── Recorded data ──

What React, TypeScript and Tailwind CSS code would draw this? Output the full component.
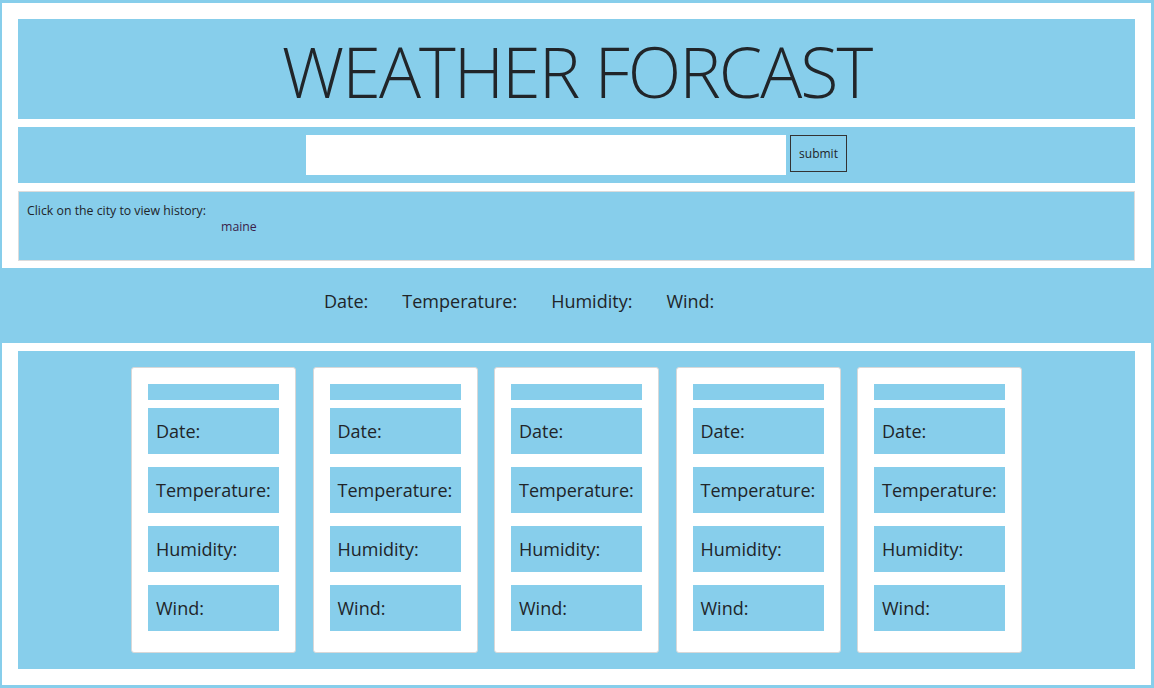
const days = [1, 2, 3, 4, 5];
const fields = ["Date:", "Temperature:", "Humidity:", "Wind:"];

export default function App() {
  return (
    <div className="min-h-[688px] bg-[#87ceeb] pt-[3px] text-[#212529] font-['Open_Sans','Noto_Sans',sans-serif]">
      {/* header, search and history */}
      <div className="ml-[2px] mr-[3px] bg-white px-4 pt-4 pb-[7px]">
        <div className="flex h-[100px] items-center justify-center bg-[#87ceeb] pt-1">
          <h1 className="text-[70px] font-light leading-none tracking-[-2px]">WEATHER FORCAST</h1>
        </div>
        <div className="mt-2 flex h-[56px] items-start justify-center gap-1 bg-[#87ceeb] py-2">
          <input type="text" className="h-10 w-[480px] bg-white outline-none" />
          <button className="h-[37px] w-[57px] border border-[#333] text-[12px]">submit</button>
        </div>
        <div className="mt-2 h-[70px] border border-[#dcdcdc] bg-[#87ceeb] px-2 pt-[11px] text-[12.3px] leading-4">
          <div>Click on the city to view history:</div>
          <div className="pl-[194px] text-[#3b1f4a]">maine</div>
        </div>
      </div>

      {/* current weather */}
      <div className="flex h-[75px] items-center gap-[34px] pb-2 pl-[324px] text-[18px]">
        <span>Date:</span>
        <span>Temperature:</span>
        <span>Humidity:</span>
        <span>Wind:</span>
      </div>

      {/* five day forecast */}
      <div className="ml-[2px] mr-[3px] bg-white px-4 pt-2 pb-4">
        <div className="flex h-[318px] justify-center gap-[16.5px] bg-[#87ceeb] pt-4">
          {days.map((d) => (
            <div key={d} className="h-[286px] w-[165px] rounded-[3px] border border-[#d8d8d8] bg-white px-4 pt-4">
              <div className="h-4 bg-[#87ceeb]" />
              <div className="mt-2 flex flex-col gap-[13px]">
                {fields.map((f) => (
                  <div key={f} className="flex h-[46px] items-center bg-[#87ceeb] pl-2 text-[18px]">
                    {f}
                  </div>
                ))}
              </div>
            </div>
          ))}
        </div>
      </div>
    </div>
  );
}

───

Written instruction —
The data above should be repeated exactly, minus any pictures.

In response —
What React, TypeScript and Tailwind CSS code would draw this? Output the full component.
const days = [1, 2, 3, 4, 5];
const fields = ["Date:", "Temperature:", "Humidity:", "Wind:"];

export default function App() {
  return (
    <div className="min-h-[688px] bg-[#87ceeb] pt-[3px] text-[#212529] font-['Open_Sans','Noto_Sans',sans-serif]">
      {/* header, search and history */}
      <div className="ml-[2px] mr-[3px] bg-white px-4 pt-4 pb-[7px]">
        <div className="flex h-[100px] items-center justify-center bg-[#87ceeb] pt-1">
          <h1 className="text-[70px] font-light leading-none tracking-[-2px]">WEATHER FORCAST</h1>
        </div>
        <div className="mt-2 flex h-[56px] items-start justify-center gap-1 bg-[#87ceeb] py-2">
          <input type="text" className="h-10 w-[480px] bg-white outline-none" />
          <button className="h-[37px] w-[57px] border border-[#333] text-[12px]">submit</button>
        </div>
        <div className="mt-2 h-[70px] border border-[#dcdcdc] bg-[#87ceeb] px-2 pt-[11px] text-[12.3px] leading-4">
          <div>Click on the city to view history:</div>
          <div className="pl-[194px] text-[#3b1f4a]">maine</div>
        </div>
      </div>

      {/* current weather */}
      <div className="flex h-[75px] items-center gap-[34px] pb-2 pl-[324px] text-[18px]">
        <span>Date:</span>
        <span>Temperature:</span>
        <span>Humidity:</span>
        <span>Wind:</span>
      </div>

      {/* five day forecast */}
      <div className="ml-[2px] mr-[3px] bg-white px-4 pt-2 pb-4">
        <div className="flex h-[318px] justify-center gap-[16.5px] bg-[#87ceeb] pt-4">
          {days.map((d) => (
            <div key={d} className="h-[286px] w-[165px] rounded-[3px] border border-[#d8d8d8] bg-white px-4 pt-4">
              <div className="h-4 bg-[#87ceeb]" />
              <div className="mt-2 flex flex-col gap-[13px]">
                {fields.map((f) => (
                  <div key={f} className="flex h-[46px] items-center bg-[#87ceeb] pl-2 text-[18px]">
                    {f}
                  </div>
                ))}
              </div>
            </div>
          ))}
        </div>
      </div>
    </div>
  );
}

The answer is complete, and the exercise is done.